There is a great tweet I saw on the Coronavirus that I think encapsulates how to think about this type of event.
You can’t plan for it, and you can’t trade around it. Especially when the epicenter is rural China. At this point, we have no idea how bad it is as the Chinese are notorious for obfuscating and concealing any information that may make the government look bad. They say about 100 people have died. It could be 100, could be 1000, could be more. It could be fully contained, it could be not contained at all. The Chinese have locked down the entire province. Countries have closed their borders to Chinese travelers, and multiple airlines have stopped flying to China.
What we do know is that the virus is highly contagious, has about a two week incubation period, and is now present in at least 15 countries. We also know that the death rate of people infected is not particularly high. Generally, it has only been those with compromised immune systems and prior respiratory issues that have died as a result of it. Net: it is more contagious than SARS was, but less deadly.
It took more than 6 months for the number of SARS cases to surpass 5,000 in mainland China. China had 5,327 SARS cases between Nov. 1 2002 and July 31 2003, according to the World Health Organization.
On the other hand, it’s taken about a month for the number of new coronavirus cases to climb past 5,000 on Tuesday. The new virus was first officially reported in the Chinese city of Wuhan on Dec. 31.
According to China’s National Health Commission, the number of cases in mainland China stood at 5,974 at the end of Tuesday, up from 4,515 the prior day.
Initial figures from the government suggest that of the total confirmed cases in China, between 2% and 3% have died. The World Health Organization put the case fatality ratio for SARS at 7%.
Trying to make overall tactical shifts around this type of event is a losing proposition. For more conservative clients, those in which protecting the downside is more important than participating in the upside, it may be prudent to take a “wait and see” approach and scale back equity exposure. For more aggressive clients, the uncertainty and pullback on an already overbought market could be a buying opportunity. The ultimate effect on global GDP is difficult to predict. From Nomura:
China’s real GDP growth plunged by 2 percentage points (pp) from the first quarter to the second quarter of 2003 due to the SARS outbreak, Nomura analysts noted. “Based on our assumptions, real GDP growth in Q1 2020 could materially drop from the 6.0% pace achieved in Q4 2019, on a scale perhaps bigger then 2pp registered during the SARS outbreak in 2003.”
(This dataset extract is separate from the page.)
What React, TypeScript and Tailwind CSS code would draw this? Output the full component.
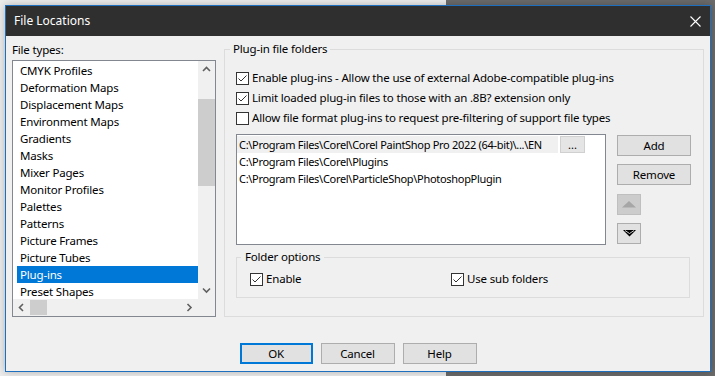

However, the analysts pointed out that “the coronavirus may prove to be only a temporary shock (both on the demand and supply sides) and may not necessarily leave a long-lasting impact.”
Still, “the scale of the current slowdown and timing of the recovery are mainly determined by the unfolding coronavirus, which remains uncertain,” Nomura said.
We will continue to monitor the situation and provide any important updates as more news comes in.